See how these provincial incentives fare compared to the discontinued federal program below:
First-Time Home Buyer Incentive | Ontario First-Time Home Buyer Incentive | Toronto First-Time Buyer Incentive | |
---|---|---|---|
Overview | A shared-equity mortgage that provides an additional 5 to 10% of the purchase price of a home that the buyer will put into the downpayment | First-time home buyers are given a land transfer tax return refund amounting to a maximum of $4,000. | Only available to residents of the city of Toronto. Offers a land transfer tax rebate of up to $4,475. |
Requirements | Open to Canadian citizens, permanent residents, or non-permanent residents authorized to work in Canada. Must be a first-time home buyer. The buyer’s total annual qualifying income should not exceed $120,000 and have a total borrowing amount not exceeding four times the qualifying income. Meet the minimum down payment requirements with traditional funds. Must repay the mortgage within 25 years. | Must be 18 years old, a Canadian citizen or permanent resident, and a first-time home buyer whose spouse or common-law partner has never owned a home. | Must be 18 years old, a Canadian citizen or permanent resident, and a first-time home buyer whose spouse or common-law partner has never owned a home. |
How Much Does Insurance Cost for First-Time Home Buyers?
First-time buyers can expect an average home insurance rate of roughly $50 a month — depending on your property’s location, condition, and safety risks.

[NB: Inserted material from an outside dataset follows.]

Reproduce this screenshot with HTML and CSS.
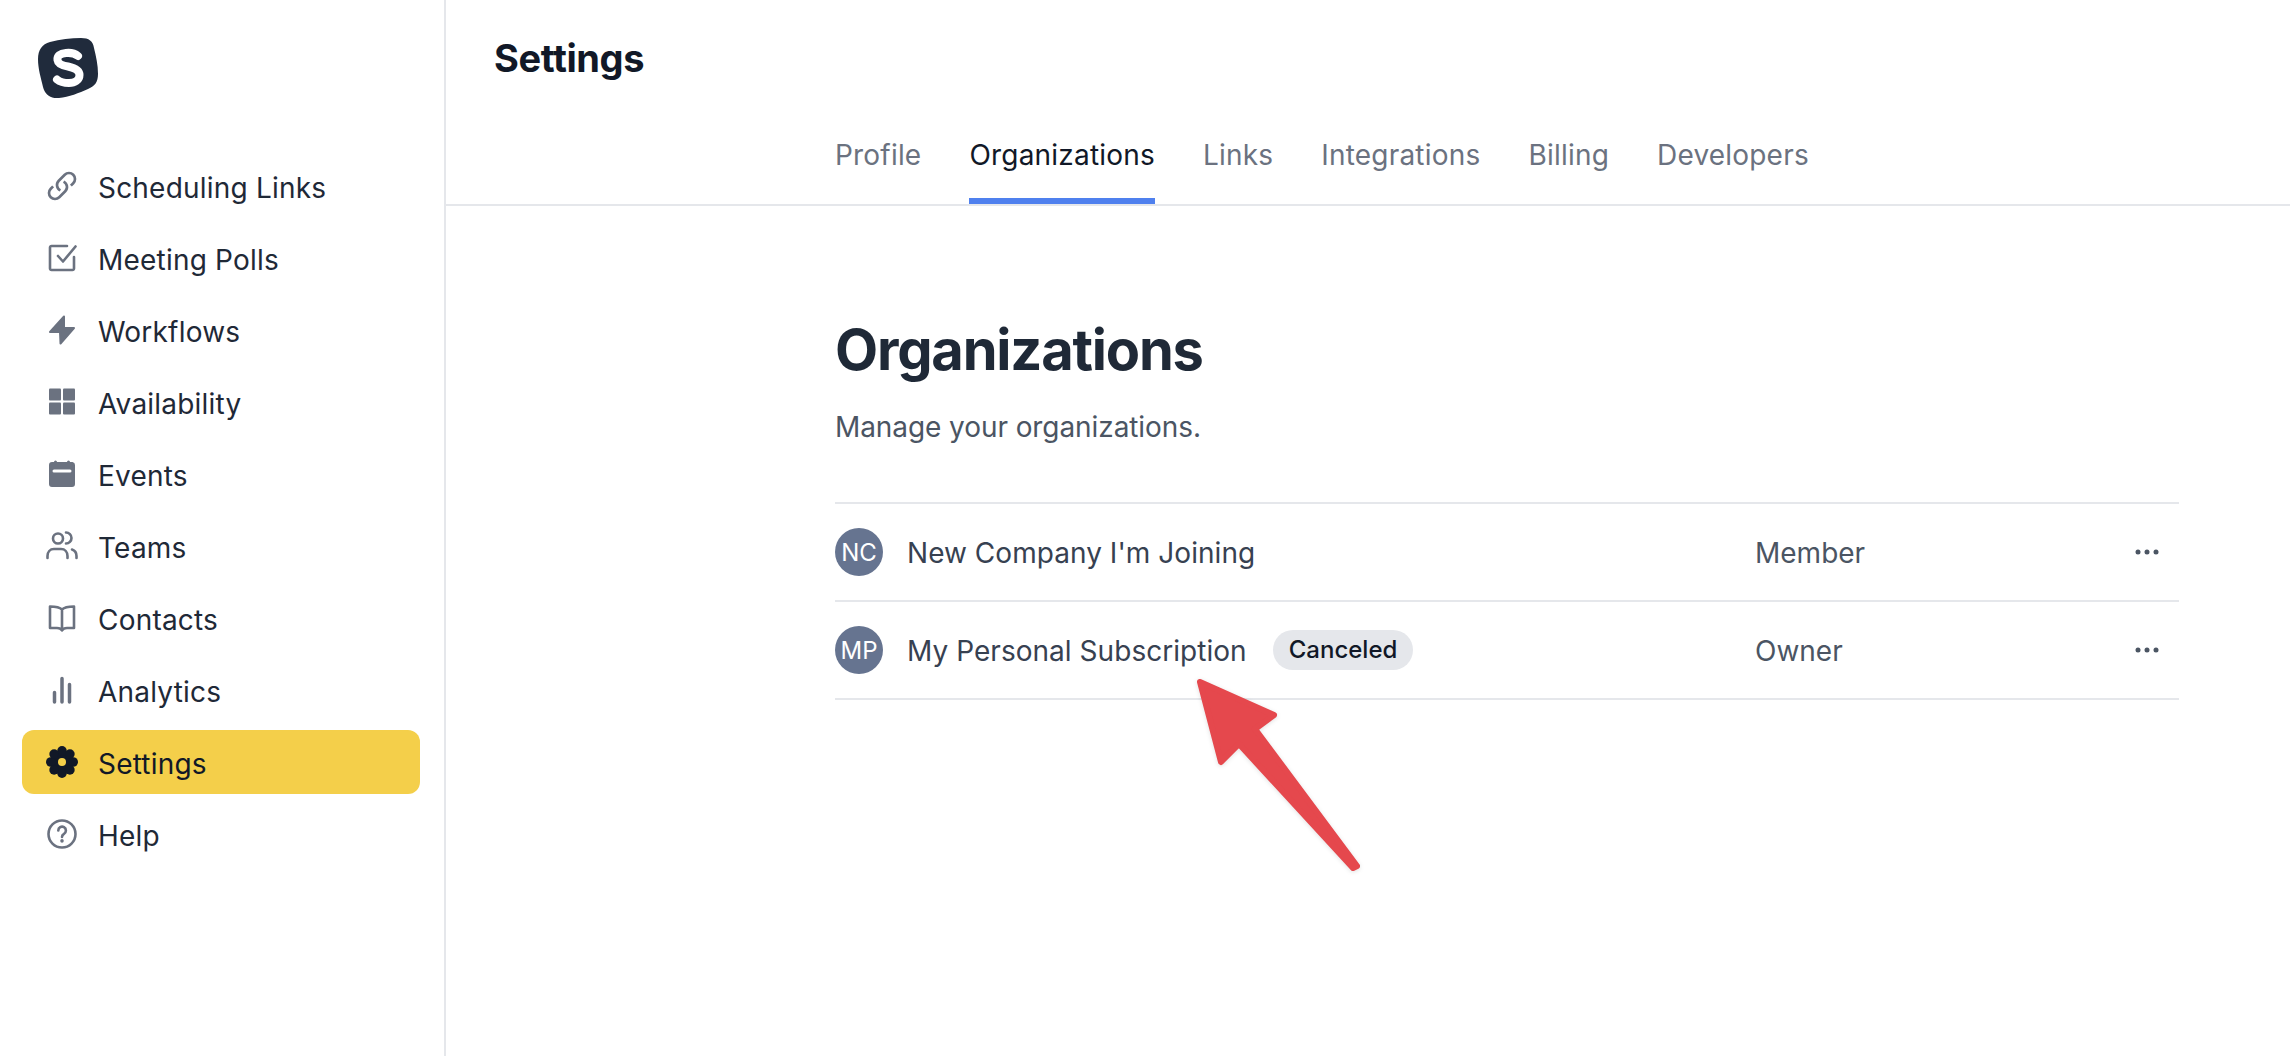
FILE: index.html
```html
<!DOCTYPE html>
<html lang="en">
<head>
<meta charset="utf-8">
<title>Settings</title>
<link rel="stylesheet" href="styles.css">
</head>
<body>
<div class="app">
  <aside class="sidebar">
    <div class="logo">
      <svg width="60" height="60" viewBox="0 0 60 60"><path class="logo-bg" d="M12 4C22 1.500 33 0 43 0C51 0 55 3 56 10C58 18 60 27 60 36C60 44 57 48 50 51C41 55 31 59 21 60C13 61 7 57 5 49C3 40 0 31 0 21C0 12 4 6 12 4Z"/><path class="logo-s" d="M40 18C37 15.500 33 14.500 28 15C22 15.500 19 18 19.500 22C20 26 24 27.500 30 28.500C37 30 41.500 32 41.500 37C41.500 42 37 45 31 45C26 45 22 44 19 41.500"/></svg>
    </div>
    <nav class="nav">
      <a class="nav-item"><svg class="icon line" viewBox="0 0 24 24"><path d="M13.19 8.688a4.5 4.5 0 011.242 7.244l-4.5 4.5a4.5 4.5 0 01-6.364-6.364l1.757-1.757m13.35-.622l1.757-1.757a4.5 4.5 0 00-6.364-6.364l-4.5 4.5a4.5 4.500 0 001.242 7.244"/></svg><span>Scheduling Links</span></a>
      <a class="nav-item"><svg class="icon line32" viewBox="0 0 32 32"><path d="M21 4H5.500A1.500 1.500 0 004 5.500V26.500A1.500 1.500 0 005.500 28H26.500A1.500 1.500 0 0028 26.500V15"/><path d="M12 14l5 5.500L29.500 4.500"/></svg><span>Meeting Polls</span></a>
      <a class="nav-item"><svg class="icon solid" viewBox="0 0 32 32"><path d="M18 2.500L4 18H14L14.500 29.500L28 14H18Z"/></svg><span>Workflows</span></a>
      <a class="nav-item"><svg class="icon fill" viewBox="0 0 32 32"><rect x="3" y="2.500" width="12" height="12" rx="1"/><rect x="17" y="2.500" width="12" height="12" rx="1"/><rect x="3" y="16.500" width="12" height="12" rx="1"/><rect x="17" y="16.500" width="12" height="12" rx="1"/></svg><span>Availability</span></a>
      <a class="nav-item"><svg class="icon fill" viewBox="0 0 32 32"><path fill-rule="evenodd" d="M8 4a1.500 1.500 0 013 0h10a1.500 1.500 0 013 0h2.500A3 3 0 0129 7v19a3 3 0 01-3 3H6a3 3 0 01-3-3V7a3 3 0 013-3zM8 11.500a1 1 0 000 3h16a1 1 0 000-3z"/></svg><span>Events</span></a>
      <a class="nav-item"><svg class="icon line32" viewBox="0 0 32 32"><circle cx="12" cy="8.500" r="5"/><path d="M1.500 28V26C1.500 22 4 19 8 19H15C19 19 21.500 22 21.500 26V28"/><path d="M20 2.500A5.500 5.500 0 0120 13.500"/><path d="M26 19.500C29 20.500 30.500 23 30.500 26V28"/></svg><span>Teams</span></a>
      <a class="nav-item"><svg class="icon line32" viewBox="0 0 32 32"><path d="M16 7.500C14 5.500 10 4.500 4 4.500V26H11C13 26 15 26.500 16 28.500C17 26.500 19 26 21 26H28V4.500C22 4.500 18 5.500 16 7.500ZM16 7.500V28"/></svg><span>Contacts</span></a>
      <a class="nav-item"><svg class="icon bars" viewBox="0 0 32 32"><path d="M8.500 18.500V28M16 4.500V28M23.500 10.500V28"/></svg><span>Analytics</span></a>
      <a class="nav-item active"><svg class="icon gear" viewBox="0 0 32 32"><circle cx="16" cy="16" r="11.500"/><circle cx="16" cy="4.800" r="4.800"/><circle cx="16" cy="27.200" r="4.800"/><circle cx="4.800" cy="16" r="4.800"/><circle cx="27.200" cy="16" r="4.800"/><circle cx="8.100" cy="8.100" r="4.800"/><circle cx="23.900" cy="8.100" r="4.800"/><circle cx="8.100" cy="23.900" r="4.800"/><circle cx="23.900" cy="23.900" r="4.800"/><circle class="gear-hole" cx="16" cy="16" r="4"/></svg><span>Settings</span></a>
      <a class="nav-item"><svg class="icon line32" viewBox="0 0 32 32"><circle cx="16" cy="16" r="13.500"/><path d="M12.300 12.500A3.800 3.800 0 1118 15.800C16.800 16.500 16 17.200 16 19"/><path class="dot" d="M16 22.800v.2"/></svg><span>Help</span></a>
    </nav>
  </aside>
  <main class="main">
    <header class="topbar">
      <h1 class="page-title">Settings</h1>
      <div class="tabs">
        <a class="tab">Profile</a>
        <a class="tab current">Organizations</a>
        <a class="tab">Links</a>
        <a class="tab">Integrations</a>
        <a class="tab">Billing</a>
        <a class="tab">Developers</a>
      </div>
    </header>
    <section class="content">
      <h2 class="heading">Organizations</h2>
      <p class="sub">Manage your organizations.</p>
      <ul class="org-list">
        <li class="org">
          <span class="avatar">NC</span>
          <span class="org-name">New Company I'm Joining</span>
          <span class="role">Member</span>
          <svg class="more" viewBox="0 0 24 6"><circle cx="3" cy="3" r="2.500"/><circle cx="12" cy="3" r="2.500"/><circle cx="21" cy="3" r="2.500"/></svg>
        </li>
        <li class="org">
          <span class="avatar">MP</span>
          <span class="org-name">My Personal Subscription</span>
          <span class="badge">Canceled</span>
          <span class="role">Owner</span>
          <svg class="more" viewBox="0 0 24 6"><circle cx="3" cy="3" r="2.500"/><circle cx="12" cy="3" r="2.500"/><circle cx="21" cy="3" r="2.500"/></svg>
        </li>
      </ul>
    </section>
  </main>
  <svg class="arrow" viewBox="0 0 180 205"><path d="M10 10L84 43L65 57L167 194L163 196L49 72L31 90Z"/></svg>
</div>
</body>
</html>
```
FILE: styles.css
```css
* { box-sizing: border-box; }
html, body { margin: 0; height: 100%; background: #fff; }
body { font-family: Inter, "Liberation Sans", sans-serif; color: #1f2937; overflow: hidden; }
.app { position: relative; display: flex; height: 1056px; }
.sidebar { flex: none; width: 446px; border-right: 2px solid #e5e7eb; padding: 38px 22px 0; }
.logo { height: 116px; padding-left: 16px; }
.logo svg { display: block; }
.logo-bg { fill: #202b3c; }
.logo-s { fill: none; stroke: #fff; stroke-width: 8; stroke-linecap: round; }
.nav { display: flex; flex-direction: column; gap: 8px; width: 398px; }
.nav-item { display: flex; align-items: center; gap: 20px; height: 64px; padding-left: 24px; border-radius: 12px; font-size: 28px; font-weight: 400; letter-spacing: 0.2px; color: #1f2937; }
.nav-item span { padding-top: 3px; }
.nav-item.active { background: #f4cf4a; color: #111827; }
.icon { flex: none; width: 32px; height: 32px; }
.line { fill: none; stroke: #6b7280; stroke-width: 2; }
.line32 { fill: none; stroke: #6b7280; stroke-width: 2.600; stroke-linecap: round; stroke-linejoin: round; }
.dot { stroke-width: 3.500; }
.solid { fill: #6b7280; stroke: #6b7280; stroke-width: 2; stroke-linejoin: round; }
.fill { fill: #6b7280; }
.bars { fill: none; stroke: #6b7280; stroke-width: 3.500; stroke-linecap: round; }
.gear { fill: #111827; }
.gear-hole { fill: #f4cf4a; }
.main { flex: 1; min-width: 0; }
.topbar { height: 206px; border-bottom: 2px solid #e5e7eb; display: flex; flex-direction: column; }
.page-title { margin: 0; padding: 38px 0 0 48px; font-size: 38px; line-height: 40px; font-weight: 700; letter-spacing: -0.4px; color: #111827; }
.tabs { display: flex; gap: 48px; margin-top: auto; padding-left: 389px; }
.tab { padding-bottom: 25px; border-bottom: 6px solid transparent; font-size: 28px; line-height: 36px; font-weight: 400; letter-spacing: 0.2px; color: #6b7280; }
.tab.current { color: #111827; border-bottom-color: #4f80ee; }
.content { padding: 108px 111px 0 389px; }
.heading { margin: 0; font-size: 56px; line-height: 72px; font-weight: 700; letter-spacing: -1.2px; color: #1f2937; }
.sub { margin: 21px 0 0; font-size: 28px; line-height: 40px; letter-spacing: -0.08px; color: #4b5563; }
.org-list { list-style: none; margin: 55px 0 0; padding: 0; border-top: 2px solid #e5e7eb; }
.org { display: flex; align-items: center; height: 98px; border-bottom: 2px solid #e5e7eb; }
.avatar { flex: none; display: flex; align-items: center; justify-content: center; width: 48px; height: 48px; border-radius: 50%; background: #667490; color: #fff; font-size: 24px; }
.org-name { margin-left: 24px; padding-top: 2px; font-size: 28px; font-weight: 400; letter-spacing: 0.04px; color: #374151; }
.badge { margin-left: 26px; padding: 0 16px; height: 40px; line-height: 40px; border-radius: 20px; background: #e5e7eb; color: #111827; font-size: 24px; font-weight: 500; }
.role { margin-left: auto; width: 380px; flex: none; font-size: 28px; padding-top: 2px; color: #4b5563; }
.more { flex: none; width: 24px; height: 6px; margin-right: 20px; fill: #4b5563; }
.arrow { position: absolute; left: 1190px; top: 672px; width: 180px; height: 205px; fill: #e5484d; stroke: #e5484d; stroke-width: 6; stroke-linejoin: round; filter: drop-shadow(0 1px 2px rgba(0,0,0,.12)); }
```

Insurance rates are higher in urban areas like Toronto and Ottawa and areas prone to extreme weather conditions and flooding.
Key Advice From MyChoice
Now that we’ve learned more about the FTHBI, here are some top tips we can share:
- With the discontinuation of the FTHBI, it’s crucial to research and compare alternative programs such as the RRSP Home Buyers’ Plan, HBTC, FHSA, and provincial incentives.
- Make sure you understand the specific eligibility requirements of each program before you apply.
- Before applying, evaluate the repayment terms and conditions of each program.